> _Request_: Go through the lines below. Copy those with "that".

> _Material_:
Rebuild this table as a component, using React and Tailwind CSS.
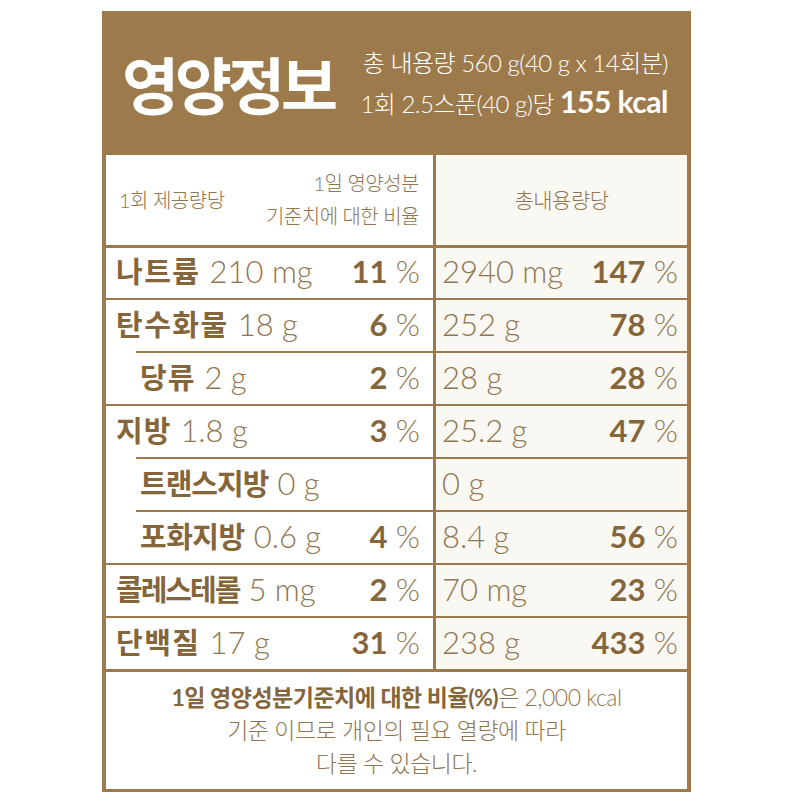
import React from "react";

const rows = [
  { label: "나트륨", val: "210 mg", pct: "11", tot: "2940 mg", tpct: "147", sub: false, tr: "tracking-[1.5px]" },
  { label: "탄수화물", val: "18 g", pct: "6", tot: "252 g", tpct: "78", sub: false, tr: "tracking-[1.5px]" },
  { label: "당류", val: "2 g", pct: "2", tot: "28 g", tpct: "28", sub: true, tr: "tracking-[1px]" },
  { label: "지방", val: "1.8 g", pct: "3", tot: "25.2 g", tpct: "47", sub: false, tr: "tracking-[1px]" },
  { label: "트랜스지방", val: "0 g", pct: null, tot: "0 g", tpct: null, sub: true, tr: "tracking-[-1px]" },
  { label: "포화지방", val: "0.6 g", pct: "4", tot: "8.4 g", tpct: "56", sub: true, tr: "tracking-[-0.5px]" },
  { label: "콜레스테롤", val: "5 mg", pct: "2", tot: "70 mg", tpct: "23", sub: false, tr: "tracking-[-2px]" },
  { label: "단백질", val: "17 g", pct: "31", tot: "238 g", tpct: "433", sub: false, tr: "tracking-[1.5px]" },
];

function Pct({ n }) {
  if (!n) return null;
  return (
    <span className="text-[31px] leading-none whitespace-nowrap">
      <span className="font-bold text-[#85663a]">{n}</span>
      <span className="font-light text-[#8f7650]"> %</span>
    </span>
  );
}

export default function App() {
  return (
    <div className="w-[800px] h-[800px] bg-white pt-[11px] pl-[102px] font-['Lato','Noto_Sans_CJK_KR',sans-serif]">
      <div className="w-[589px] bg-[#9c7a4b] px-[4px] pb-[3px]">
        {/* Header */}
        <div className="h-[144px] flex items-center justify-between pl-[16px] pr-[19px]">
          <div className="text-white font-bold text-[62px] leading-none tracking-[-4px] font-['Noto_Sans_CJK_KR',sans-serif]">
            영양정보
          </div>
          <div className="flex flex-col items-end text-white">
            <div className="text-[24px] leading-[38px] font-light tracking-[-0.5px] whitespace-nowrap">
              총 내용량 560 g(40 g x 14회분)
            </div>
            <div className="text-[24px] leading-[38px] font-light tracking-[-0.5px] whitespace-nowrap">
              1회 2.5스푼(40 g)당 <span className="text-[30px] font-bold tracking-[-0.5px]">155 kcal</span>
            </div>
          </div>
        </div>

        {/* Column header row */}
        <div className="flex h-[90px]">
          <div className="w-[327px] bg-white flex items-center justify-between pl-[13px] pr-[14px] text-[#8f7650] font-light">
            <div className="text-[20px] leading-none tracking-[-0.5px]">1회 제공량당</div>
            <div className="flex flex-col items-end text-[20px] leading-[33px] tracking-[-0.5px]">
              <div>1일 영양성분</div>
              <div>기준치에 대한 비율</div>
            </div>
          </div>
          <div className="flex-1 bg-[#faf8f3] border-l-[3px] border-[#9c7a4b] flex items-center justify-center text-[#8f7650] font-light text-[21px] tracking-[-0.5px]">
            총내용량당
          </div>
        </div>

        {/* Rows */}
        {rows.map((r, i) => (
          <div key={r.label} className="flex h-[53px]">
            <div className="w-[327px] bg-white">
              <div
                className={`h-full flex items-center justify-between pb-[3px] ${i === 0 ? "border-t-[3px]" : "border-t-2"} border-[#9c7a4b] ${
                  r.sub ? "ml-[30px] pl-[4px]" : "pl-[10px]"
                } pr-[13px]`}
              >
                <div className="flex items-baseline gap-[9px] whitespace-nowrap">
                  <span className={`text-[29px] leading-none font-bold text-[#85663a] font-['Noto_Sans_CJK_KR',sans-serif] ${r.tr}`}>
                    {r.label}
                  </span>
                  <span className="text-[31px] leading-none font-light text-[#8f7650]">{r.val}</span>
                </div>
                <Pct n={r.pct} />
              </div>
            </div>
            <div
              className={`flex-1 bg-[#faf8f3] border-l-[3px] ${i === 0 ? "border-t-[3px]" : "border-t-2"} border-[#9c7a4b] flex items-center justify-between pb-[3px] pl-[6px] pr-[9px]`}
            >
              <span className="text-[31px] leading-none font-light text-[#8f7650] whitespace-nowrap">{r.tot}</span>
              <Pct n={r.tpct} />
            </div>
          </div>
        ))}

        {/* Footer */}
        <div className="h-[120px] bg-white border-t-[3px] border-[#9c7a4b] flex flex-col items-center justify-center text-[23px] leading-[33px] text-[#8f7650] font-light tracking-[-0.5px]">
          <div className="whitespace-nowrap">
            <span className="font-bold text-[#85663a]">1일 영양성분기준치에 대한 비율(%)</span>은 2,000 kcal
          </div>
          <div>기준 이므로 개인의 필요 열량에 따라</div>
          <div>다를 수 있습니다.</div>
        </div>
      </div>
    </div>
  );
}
---
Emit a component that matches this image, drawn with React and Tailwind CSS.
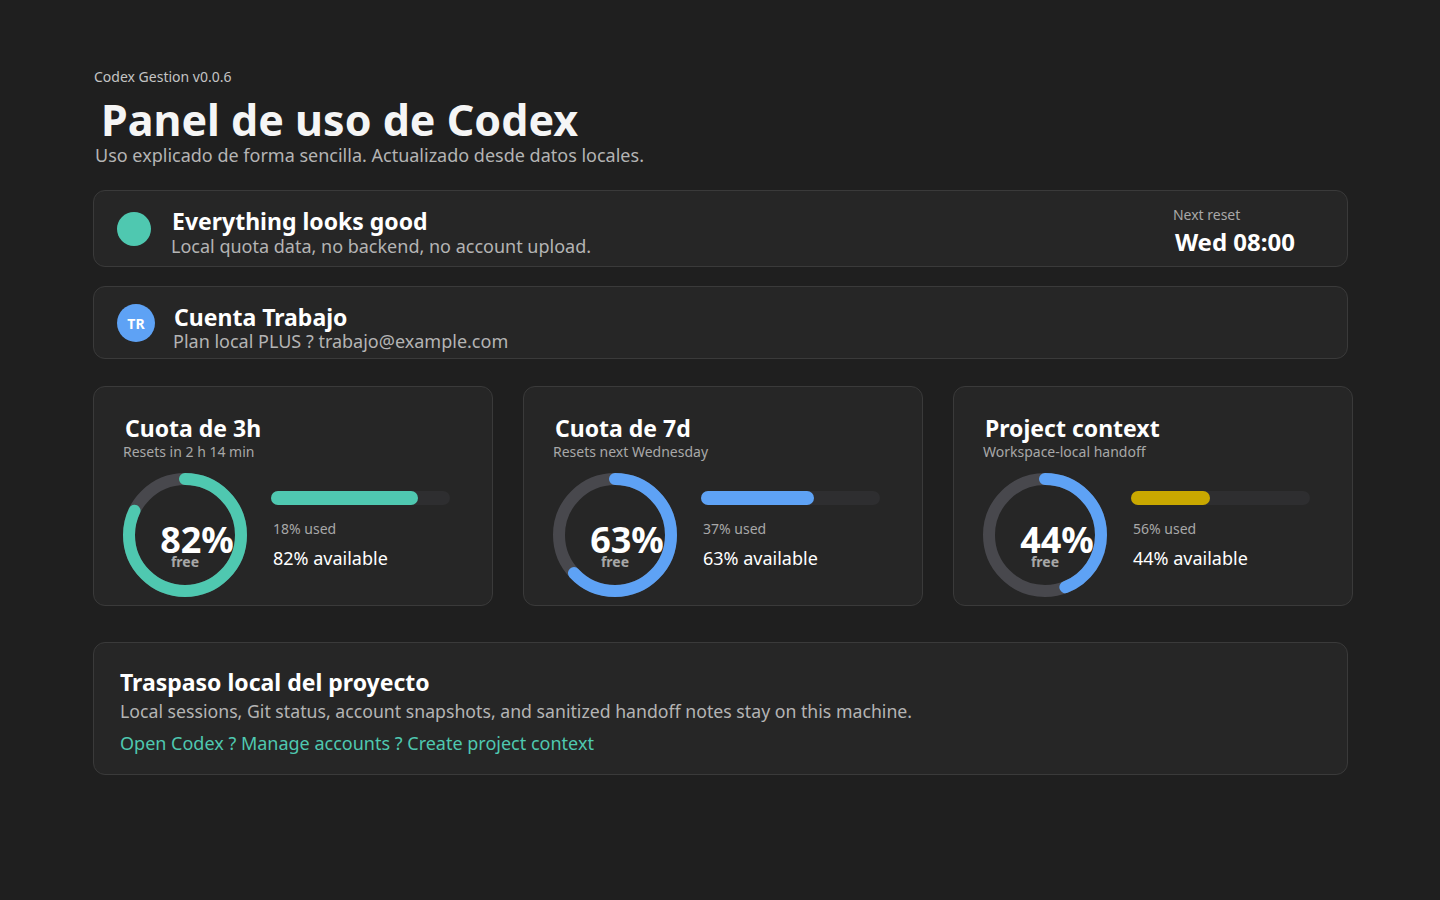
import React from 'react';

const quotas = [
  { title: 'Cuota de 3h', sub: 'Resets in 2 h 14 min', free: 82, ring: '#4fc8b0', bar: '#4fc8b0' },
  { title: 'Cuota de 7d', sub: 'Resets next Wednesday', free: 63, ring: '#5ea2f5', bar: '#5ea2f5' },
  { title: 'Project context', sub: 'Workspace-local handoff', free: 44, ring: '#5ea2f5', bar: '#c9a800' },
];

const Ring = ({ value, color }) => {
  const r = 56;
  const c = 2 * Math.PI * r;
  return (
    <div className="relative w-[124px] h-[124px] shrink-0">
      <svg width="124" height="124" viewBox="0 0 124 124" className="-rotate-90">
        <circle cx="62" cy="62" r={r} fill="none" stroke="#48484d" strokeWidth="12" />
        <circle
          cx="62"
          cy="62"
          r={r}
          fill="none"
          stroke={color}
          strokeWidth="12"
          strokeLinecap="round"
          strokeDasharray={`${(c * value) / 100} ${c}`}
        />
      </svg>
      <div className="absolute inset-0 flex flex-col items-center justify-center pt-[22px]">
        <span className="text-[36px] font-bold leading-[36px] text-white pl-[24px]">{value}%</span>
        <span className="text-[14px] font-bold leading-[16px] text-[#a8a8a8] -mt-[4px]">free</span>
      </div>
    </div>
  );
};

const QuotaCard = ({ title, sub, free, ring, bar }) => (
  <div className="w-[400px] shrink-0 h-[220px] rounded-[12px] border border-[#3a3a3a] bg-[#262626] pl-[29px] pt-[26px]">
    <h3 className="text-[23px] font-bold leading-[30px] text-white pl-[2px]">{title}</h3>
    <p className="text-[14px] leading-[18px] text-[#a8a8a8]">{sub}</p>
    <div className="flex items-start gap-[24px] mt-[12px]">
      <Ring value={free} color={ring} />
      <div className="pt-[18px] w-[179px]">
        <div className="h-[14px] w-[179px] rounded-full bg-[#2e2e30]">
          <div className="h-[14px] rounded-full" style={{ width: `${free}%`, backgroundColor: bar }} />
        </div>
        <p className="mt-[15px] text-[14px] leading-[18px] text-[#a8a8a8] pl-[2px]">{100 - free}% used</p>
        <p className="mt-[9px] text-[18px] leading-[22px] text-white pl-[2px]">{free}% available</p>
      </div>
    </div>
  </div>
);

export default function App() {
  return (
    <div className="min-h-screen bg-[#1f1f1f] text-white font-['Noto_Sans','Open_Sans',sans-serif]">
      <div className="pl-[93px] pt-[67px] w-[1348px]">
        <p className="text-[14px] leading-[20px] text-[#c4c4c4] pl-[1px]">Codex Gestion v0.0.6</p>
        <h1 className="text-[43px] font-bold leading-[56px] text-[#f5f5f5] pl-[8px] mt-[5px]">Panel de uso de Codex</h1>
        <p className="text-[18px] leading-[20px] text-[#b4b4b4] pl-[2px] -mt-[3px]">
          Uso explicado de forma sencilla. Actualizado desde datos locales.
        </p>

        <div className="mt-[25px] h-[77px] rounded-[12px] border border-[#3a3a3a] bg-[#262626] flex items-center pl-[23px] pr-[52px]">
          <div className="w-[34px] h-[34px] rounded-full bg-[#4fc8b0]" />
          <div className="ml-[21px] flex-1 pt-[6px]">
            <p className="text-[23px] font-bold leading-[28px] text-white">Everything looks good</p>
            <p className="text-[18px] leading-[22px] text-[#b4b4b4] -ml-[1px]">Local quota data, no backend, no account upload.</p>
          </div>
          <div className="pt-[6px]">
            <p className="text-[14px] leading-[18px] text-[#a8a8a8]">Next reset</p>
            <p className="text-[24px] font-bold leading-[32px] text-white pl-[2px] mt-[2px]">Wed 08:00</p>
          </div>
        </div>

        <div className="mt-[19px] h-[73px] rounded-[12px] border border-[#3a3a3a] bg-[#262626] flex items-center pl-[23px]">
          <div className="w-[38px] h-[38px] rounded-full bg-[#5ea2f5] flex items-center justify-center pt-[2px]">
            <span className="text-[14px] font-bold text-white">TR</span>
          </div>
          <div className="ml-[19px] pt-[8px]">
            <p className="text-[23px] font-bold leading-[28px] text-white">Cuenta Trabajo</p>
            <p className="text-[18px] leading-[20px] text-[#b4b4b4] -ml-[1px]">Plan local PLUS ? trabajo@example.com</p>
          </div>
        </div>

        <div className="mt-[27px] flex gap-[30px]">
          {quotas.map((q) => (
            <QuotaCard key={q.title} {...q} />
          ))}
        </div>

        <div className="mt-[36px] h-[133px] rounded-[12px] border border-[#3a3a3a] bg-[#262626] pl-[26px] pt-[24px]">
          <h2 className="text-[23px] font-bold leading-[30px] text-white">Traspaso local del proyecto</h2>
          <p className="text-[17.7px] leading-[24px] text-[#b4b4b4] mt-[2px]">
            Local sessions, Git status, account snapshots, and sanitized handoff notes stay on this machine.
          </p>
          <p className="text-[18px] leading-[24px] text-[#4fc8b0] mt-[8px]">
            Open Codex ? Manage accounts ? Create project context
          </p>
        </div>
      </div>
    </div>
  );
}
* * *
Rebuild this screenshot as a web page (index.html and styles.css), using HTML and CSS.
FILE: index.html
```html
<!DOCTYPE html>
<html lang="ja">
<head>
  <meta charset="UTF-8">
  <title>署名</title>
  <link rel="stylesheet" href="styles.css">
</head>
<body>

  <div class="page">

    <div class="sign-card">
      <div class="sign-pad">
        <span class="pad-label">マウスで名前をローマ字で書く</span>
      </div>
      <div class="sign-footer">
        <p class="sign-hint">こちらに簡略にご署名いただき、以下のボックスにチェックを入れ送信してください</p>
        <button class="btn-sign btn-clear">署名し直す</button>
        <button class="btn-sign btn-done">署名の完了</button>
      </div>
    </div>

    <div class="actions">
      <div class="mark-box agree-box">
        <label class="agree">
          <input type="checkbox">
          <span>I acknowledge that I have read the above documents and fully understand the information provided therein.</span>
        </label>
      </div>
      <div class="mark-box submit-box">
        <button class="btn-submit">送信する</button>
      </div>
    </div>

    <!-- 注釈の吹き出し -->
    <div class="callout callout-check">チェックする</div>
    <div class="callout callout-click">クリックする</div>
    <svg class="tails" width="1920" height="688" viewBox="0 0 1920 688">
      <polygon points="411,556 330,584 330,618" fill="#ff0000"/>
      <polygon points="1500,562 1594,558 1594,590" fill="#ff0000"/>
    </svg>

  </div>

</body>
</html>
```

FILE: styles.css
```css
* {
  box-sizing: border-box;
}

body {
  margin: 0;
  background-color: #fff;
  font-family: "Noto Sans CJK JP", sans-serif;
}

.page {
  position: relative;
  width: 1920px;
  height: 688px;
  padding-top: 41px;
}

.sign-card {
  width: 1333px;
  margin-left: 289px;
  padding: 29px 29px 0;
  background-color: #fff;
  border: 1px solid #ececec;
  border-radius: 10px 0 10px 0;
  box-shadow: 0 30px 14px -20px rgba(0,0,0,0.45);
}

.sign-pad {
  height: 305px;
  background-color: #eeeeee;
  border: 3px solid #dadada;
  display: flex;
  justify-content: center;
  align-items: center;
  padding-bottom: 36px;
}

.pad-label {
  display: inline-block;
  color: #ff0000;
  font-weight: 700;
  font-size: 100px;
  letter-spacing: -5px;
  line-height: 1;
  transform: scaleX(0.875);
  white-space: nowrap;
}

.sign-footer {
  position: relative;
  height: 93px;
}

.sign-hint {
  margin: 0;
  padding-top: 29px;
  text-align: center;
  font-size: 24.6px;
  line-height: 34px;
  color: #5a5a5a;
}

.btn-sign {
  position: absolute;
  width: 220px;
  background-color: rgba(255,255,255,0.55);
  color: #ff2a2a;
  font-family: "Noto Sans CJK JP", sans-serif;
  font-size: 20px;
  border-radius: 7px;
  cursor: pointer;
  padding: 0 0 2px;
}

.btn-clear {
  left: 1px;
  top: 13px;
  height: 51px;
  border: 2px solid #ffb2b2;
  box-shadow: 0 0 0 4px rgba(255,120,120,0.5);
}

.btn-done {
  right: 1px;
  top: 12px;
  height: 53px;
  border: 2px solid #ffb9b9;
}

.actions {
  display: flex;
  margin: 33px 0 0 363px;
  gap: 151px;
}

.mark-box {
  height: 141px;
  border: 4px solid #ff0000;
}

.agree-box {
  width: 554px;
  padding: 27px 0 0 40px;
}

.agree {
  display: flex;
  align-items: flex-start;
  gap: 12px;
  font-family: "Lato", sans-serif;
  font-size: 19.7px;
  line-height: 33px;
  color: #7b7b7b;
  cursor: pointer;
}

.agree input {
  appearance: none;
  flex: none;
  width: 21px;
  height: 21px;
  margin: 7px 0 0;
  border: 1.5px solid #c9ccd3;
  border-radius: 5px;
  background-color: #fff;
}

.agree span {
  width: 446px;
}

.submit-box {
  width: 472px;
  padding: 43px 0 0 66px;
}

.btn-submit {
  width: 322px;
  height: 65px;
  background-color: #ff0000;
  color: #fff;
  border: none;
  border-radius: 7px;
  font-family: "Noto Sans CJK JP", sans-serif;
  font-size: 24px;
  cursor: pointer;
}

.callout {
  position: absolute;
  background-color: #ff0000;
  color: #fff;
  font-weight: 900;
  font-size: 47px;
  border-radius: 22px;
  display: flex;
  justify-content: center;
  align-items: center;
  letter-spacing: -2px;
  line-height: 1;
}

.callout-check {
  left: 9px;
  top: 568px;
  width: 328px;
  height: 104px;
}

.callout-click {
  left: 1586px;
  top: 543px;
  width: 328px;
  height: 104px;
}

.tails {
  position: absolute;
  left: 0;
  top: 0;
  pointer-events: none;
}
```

> _Expected answer_:
Emit a component that matches this image, drawn with React and Tailwind CSS.
          <span>I acknowledge that I have read the above documents and fully understand the information provided therein.</span>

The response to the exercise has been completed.